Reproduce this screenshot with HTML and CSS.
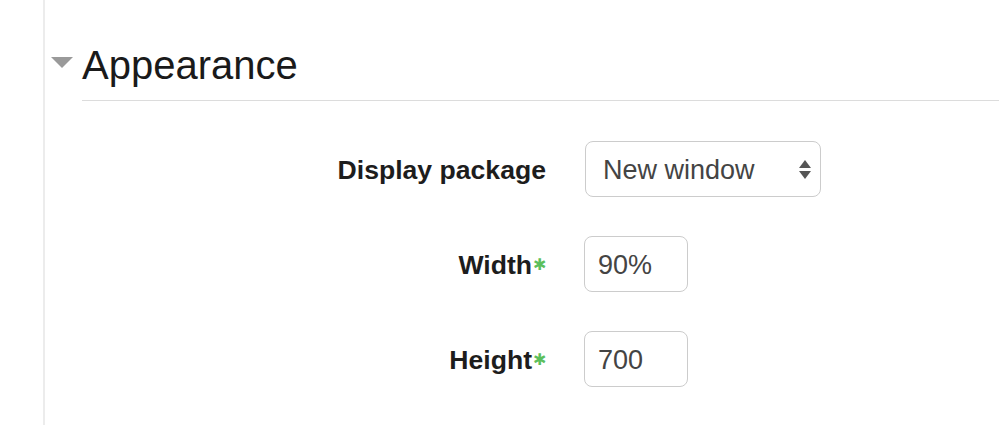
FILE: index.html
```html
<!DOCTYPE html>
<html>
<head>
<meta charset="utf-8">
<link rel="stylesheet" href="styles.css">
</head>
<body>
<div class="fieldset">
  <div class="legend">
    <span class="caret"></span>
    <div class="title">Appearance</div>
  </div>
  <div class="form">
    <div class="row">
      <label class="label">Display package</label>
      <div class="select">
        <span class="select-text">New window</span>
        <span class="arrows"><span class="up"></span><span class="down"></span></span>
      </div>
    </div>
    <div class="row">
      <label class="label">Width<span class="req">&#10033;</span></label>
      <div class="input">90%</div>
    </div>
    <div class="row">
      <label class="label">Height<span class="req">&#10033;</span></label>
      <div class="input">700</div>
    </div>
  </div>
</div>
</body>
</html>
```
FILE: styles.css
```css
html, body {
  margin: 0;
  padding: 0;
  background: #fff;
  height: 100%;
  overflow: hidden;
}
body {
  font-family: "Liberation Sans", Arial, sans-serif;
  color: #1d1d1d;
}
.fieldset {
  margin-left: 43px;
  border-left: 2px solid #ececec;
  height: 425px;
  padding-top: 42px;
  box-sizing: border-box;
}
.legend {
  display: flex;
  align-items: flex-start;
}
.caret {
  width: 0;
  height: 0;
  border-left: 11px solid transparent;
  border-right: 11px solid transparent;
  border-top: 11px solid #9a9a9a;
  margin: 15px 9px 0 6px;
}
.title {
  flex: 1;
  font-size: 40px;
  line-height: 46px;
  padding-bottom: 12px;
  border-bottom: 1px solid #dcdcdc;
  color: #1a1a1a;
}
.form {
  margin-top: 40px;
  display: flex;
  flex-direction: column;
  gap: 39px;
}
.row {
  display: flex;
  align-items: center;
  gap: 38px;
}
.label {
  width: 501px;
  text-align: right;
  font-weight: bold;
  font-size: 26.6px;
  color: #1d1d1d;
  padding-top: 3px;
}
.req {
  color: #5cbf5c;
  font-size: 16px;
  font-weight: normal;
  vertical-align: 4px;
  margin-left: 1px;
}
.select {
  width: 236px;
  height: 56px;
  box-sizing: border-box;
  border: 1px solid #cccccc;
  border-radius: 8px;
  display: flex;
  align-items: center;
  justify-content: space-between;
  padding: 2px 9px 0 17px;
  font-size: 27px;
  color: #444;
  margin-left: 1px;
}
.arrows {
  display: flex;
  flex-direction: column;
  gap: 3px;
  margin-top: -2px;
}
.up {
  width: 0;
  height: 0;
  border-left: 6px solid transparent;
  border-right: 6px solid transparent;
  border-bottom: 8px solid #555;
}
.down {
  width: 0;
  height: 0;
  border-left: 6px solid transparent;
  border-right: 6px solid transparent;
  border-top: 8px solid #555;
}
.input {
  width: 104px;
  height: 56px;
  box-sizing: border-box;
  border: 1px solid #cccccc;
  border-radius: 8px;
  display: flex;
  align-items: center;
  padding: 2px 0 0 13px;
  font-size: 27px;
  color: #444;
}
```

_STATED GOAL_
Working from the material above, transcribe it exactly while omitting pictures.

_THE REPLY_
Reproduce this screenshot with HTML and CSS.
FILE: index.html
```html
<!DOCTYPE html>
<html>
<head>
<meta charset="utf-8">
<link rel="stylesheet" href="styles.css">
</head>
<body>
<div class="fieldset">
  <div class="legend">
    <span class="caret"></span>
    <div class="title">Appearance</div>
  </div>
  <div class="form">
    <div class="row">
      <label class="label">Display package</label>
      <div class="select">
        <span class="select-text">New window</span>
        <span class="arrows"><span class="up"></span><span class="down"></span></span>
      </div>
    </div>
    <div class="row">
      <label class="label">Width<span class="req">&#10033;</span></label>
      <div class="input">90%</div>
    </div>
    <div class="row">
      <label class="label">Height<span class="req">&#10033;</span></label>
      <div class="input">700</div>
    </div>
  </div>
</div>
</body>
</html>
```
FILE: styles.css
```css
html, body {
  margin: 0;
  padding: 0;
  background: #fff;
  height: 100%;
  overflow: hidden;
}
body {
  font-family: "Liberation Sans", Arial, sans-serif;
  color: #1d1d1d;
}
.fieldset {
  margin-left: 43px;
  border-left: 2px solid #ececec;
  height: 425px;
  padding-top: 42px;
  box-sizing: border-box;
}
.legend {
  display: flex;
  align-items: flex-start;
}
.caret {
  width: 0;
  height: 0;
  border-left: 11px solid transparent;
  border-right: 11px solid transparent;
  border-top: 11px solid #9a9a9a;
  margin: 15px 9px 0 6px;
}
.title {
  flex: 1;
  font-size: 40px;
  line-height: 46px;
  padding-bottom: 12px;
  border-bottom: 1px solid #dcdcdc;
  color: #1a1a1a;
}
.form {
  margin-top: 40px;
  display: flex;
  flex-direction: column;
  gap: 39px;
}
.row {
  display: flex;
  align-items: center;
  gap: 38px;
}
.label {
  width: 501px;
  text-align: right;
  font-weight: bold;
  font-size: 26.6px;
  color: #1d1d1d;
  padding-top: 3px;
}
.req {
  color: #5cbf5c;
  font-size: 16px;
  font-weight: normal;
  vertical-align: 4px;
  margin-left: 1px;
}
.select {
  width: 236px;
  height: 56px;
  box-sizing: border-box;
  border: 1px solid #cccccc;
  border-radius: 8px;
  display: flex;
  align-items: center;
  justify-content: space-between;
  padding: 2px 9px 0 17px;
  font-size: 27px;
  color: #444;
  margin-left: 1px;
}
.arrows {
  display: flex;
  flex-direction: column;
  gap: 3px;
  margin-top: -2px;
}
.up {
  width: 0;
  height: 0;
  border-left: 6px solid transparent;
  border-right: 6px solid transparent;
  border-bottom: 8px solid #555;
}
.down {
  width: 0;
  height: 0;
  border-left: 6px solid transparent;
  border-right: 6px solid transparent;
  border-top: 8px solid #555;
}
.input {
  width: 104px;
  height: 56px;
  box-sizing: border-box;
  border: 1px solid #cccccc;
  border-radius: 8px;
  display: flex;
  align-items: center;
  padding: 2px 0 0 13px;
  font-size: 27px;
  color: #444;
}
```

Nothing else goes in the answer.